It is quite manifest that Servetus is one of the most audacious, presumptuous, and pernicious heretics that had ever lived.  Moreover, not being content with the evil he has wrought, he wants to subvert every order the justice and to deprive the magistrate of the right to punish by the sword, the right given to him by God.  But one should not be mistaken for his conscience condemns him and argues for death.  And in order to avoid this punishment he wanted to propound such a false doctrine that the criminals should be punished by death.  (Hillar, p. 293)

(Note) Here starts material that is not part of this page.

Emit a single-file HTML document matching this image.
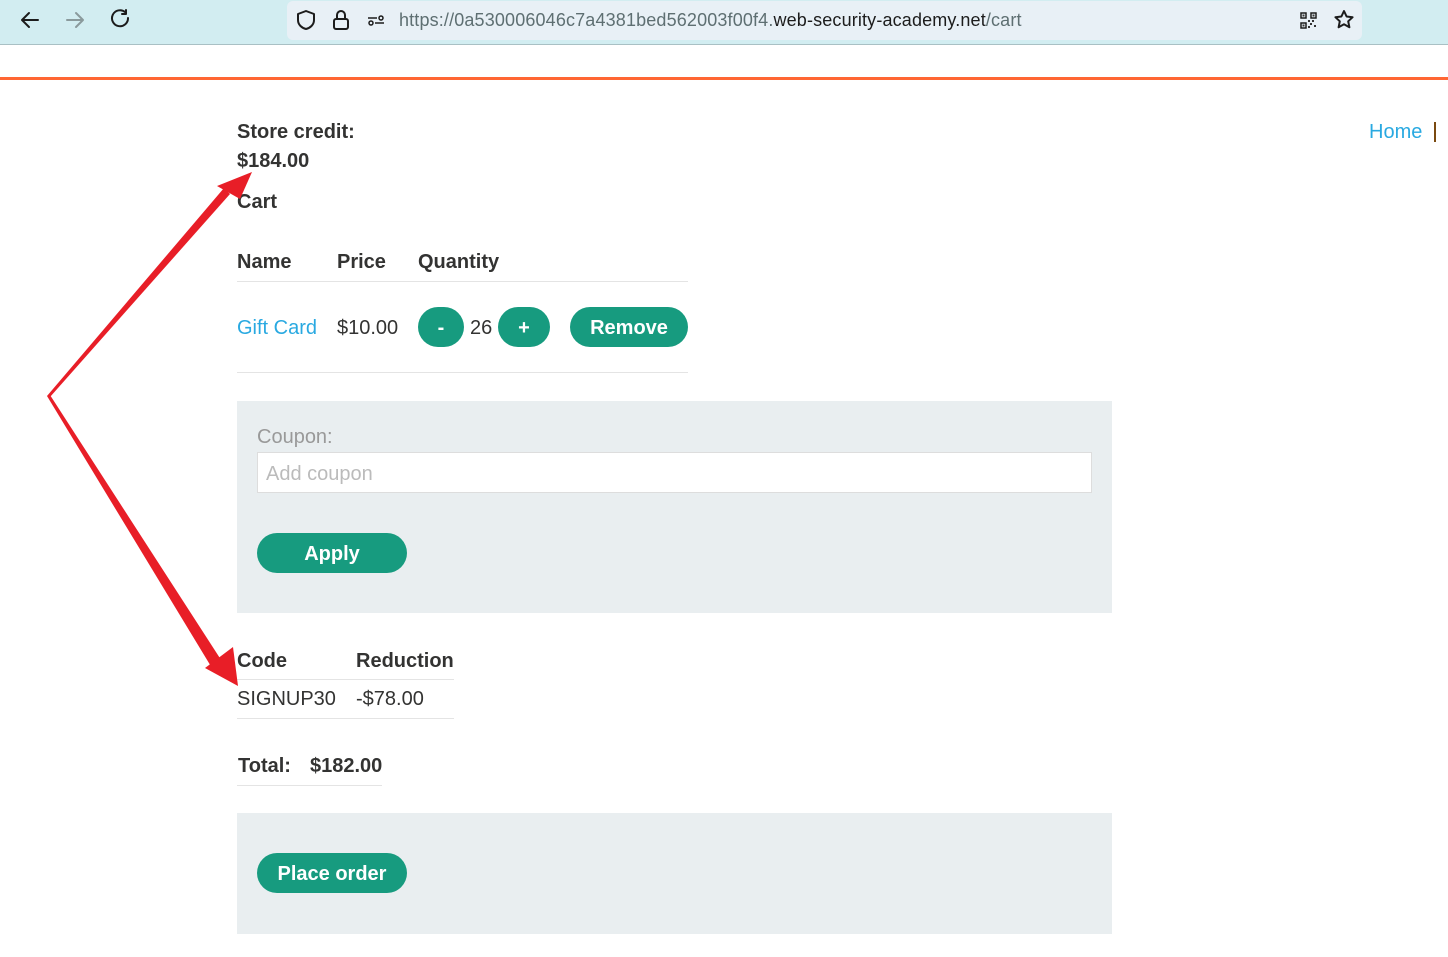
<!DOCTYPE html>
<html><head><meta charset="utf-8"><style>
*{margin:0;padding:0;box-sizing:border-box}
body{width:1448px;height:957px;overflow:hidden;background:#fff;font-family:"Liberation Sans",Arial,sans-serif;color:#333332;position:relative}
.a{position:absolute;white-space:nowrap}
.t{margin-top:1px}
.b{font-weight:bold;font-size:20px;margin-top:1px}
.n{font-size:20px;margin-top:1px}
.btn{position:absolute;background:#179b7f;color:#fff;font-weight:bold;font-size:20px;border-radius:20px;height:40px;line-height:42px;text-align:center}
.hr{position:absolute;height:1px;background:#e4e4e4}
.box{position:absolute;background:#e9eef0}
</style></head><body>
<div class="a" style="left:0;top:0;width:1448px;height:45px;background:#d2edf1;border-bottom:1px solid #a9c0c4"></div>
<div class="a" style="left:287px;top:1px;width:1075px;height:39px;background:#e8f0f6;border-radius:6px"></div>
<svg class="a" style="left:0;top:0" width="1448" height="45">
<g fill="none" stroke="#1c1c1c" stroke-width="2" stroke-linecap="round" stroke-linejoin="round">
<path d="M38 20H22M29 13l-7 7 7 7"/>
<path d="M67 20h16M76 13l7 7-7 7" stroke="#8a9a9c"/>
<path d="M128 18a8 8 0 1 1-3-6"/><path d="M126 10v4h-4"/>
<path d="M306 11l8 3v6c0 5-4 8-8 9-4-1-8-4-8-9v-6z"/>
<rect x="334" y="19" width="14" height="10" rx="2"/><path d="M337 19v-4a4 4 0 0 1 8 0v4"/>
<path d="M1344 11l2.6 5.5 6 .7-4.4 4.1 1.2 6-5.4-3-5.4 3 1.2-6-4.4-4.1 6-.7z"/>
</g>
<g fill="none" stroke="#1c1c1c" stroke-width="1.5">
<path d="M375 23h9M368 18h9"/><circle cx="371" cy="23" r="2"/><circle cx="381" cy="18" r="2"/>
<rect x="1301" y="13" width="5" height="5"/><rect x="1311" y="13" width="5" height="5"/><rect x="1301" y="23" width="5" height="5"/>
</g>
<g fill="#333"><rect x="1308" y="20" width="2" height="2"/><rect x="1312" y="20" width="2" height="2"/><rect x="1310" y="23" width="2" height="2"/><rect x="1314" y="25" width="2" height="2"/><rect x="1308" y="26" width="2" height="2"/><rect x="1302.5" y="14.5" width="2" height="2"/><rect x="1312.5" y="14.5" width="2" height="2"/><rect x="1302.5" y="24.5" width="2" height="2"/></g>
</svg>
<div class="a" style="left:399px;top:10px;font-size:18px;color:#5e6f72;letter-spacing:0.15px">https://0a530006046c7a4381bed562003f00f4.<span style="color:#1c1c1c">web-security-academy.net</span>/cart</div>
<div class="a" style="left:0;top:77px;width:1448px;height:3px;background:#ff6633"></div>
<div class="a n" style="left:1369px;top:120px;color:#29a9e1">Home</div>
<div class="a" style="left:1434px;top:122px;width:2px;height:20px;background:#7a4a10"></div>
<div class="a b" style="left:237px;top:120px">Store credit:</div>
<div class="a b" style="left:237px;top:149px">$184.00</div>
<div class="a b" style="left:237px;top:190px">Cart</div>
<div class="a b" style="left:237px;top:250px">Name</div>
<div class="a b" style="left:337px;top:250px">Price</div>
<div class="a b" style="left:418px;top:250px">Quantity</div>
<div class="hr" style="left:237px;top:281px;width:451px"></div>
<div class="a n" style="left:237px;top:316px;color:#29a9e1">Gift Card</div>
<div class="a n" style="left:337px;top:316px">$10.00</div>
<div class="btn" style="left:418px;top:307px;width:46px">-</div>
<div class="a n" style="left:470px;top:316px">26</div>
<div class="btn" style="left:498px;top:307px;width:52px">+</div>
<div class="btn" style="left:570px;top:307px;width:118px">Remove</div>
<div class="hr" style="left:237px;top:372px;width:451px"></div>
<div class="box" style="left:237px;top:401px;width:875px;height:212px"></div>
<div class="a n" style="left:257px;top:425px;color:#999">Coupon:</div>
<div class="a" style="left:257px;top:452px;width:835px;height:41px;background:#fff;border:1px solid #ddd"></div>
<div class="a n" style="left:266px;top:462px;color:#bbb">Add coupon</div>
<div class="btn" style="left:257px;top:533px;width:150px">Apply</div>
<div class="a b" style="left:237px;top:649px">Code</div>
<div class="a b" style="left:356px;top:649px">Reduction</div>
<div class="hr" style="left:237px;top:679px;width:217px"></div>
<div class="a n" style="left:237px;top:687px">SIGNUP30</div>
<div class="a n" style="left:356px;top:687px">-$78.00</div>
<div class="hr" style="left:237px;top:718px;width:217px"></div>
<div class="a b" style="left:238px;top:754px">Total:</div>
<div class="a b" style="left:310px;top:754px">$182.00</div>
<div class="hr" style="left:237px;top:785px;width:145px"></div>
<div class="box" style="left:237px;top:813px;width:875px;height:121px"></div>
<div class="btn" style="left:257px;top:853px;width:150px">Place order</div>
<svg class="a" style="left:0;top:0" width="1448" height="957">
<g fill="#e81e27">
<polygon points="47,396 50,397 230,194 224,188"/>
<polygon points="252,172 217,186 240,199"/>
<polygon points="47,396 50,395 225,666 215,673"/>
<polygon points="238,686 205,668 233,647"/>
</g>
</svg>
</body></html>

The trial prosecutor characterized Servetus’ doctrine of religious liberty as the spreading of criminal behavior, i.e., heresy.  If the state were to concede that people could believe what they want, it would put out of business the magistrates’ right to kill them – his “God-given right.”  In their view, Servetus’ world would be a horrible world since heretics could no longer be burned, beheaded, or tortured.

The trial consisted of four phases with many sessions in each phase.  In the last phase, Calvin was determined to make Servetus’ condemnation more serious so his death would be assured.  He invoked the statement of Bucer, an associate, who said Servetus “deserved to have his entrails torn out.”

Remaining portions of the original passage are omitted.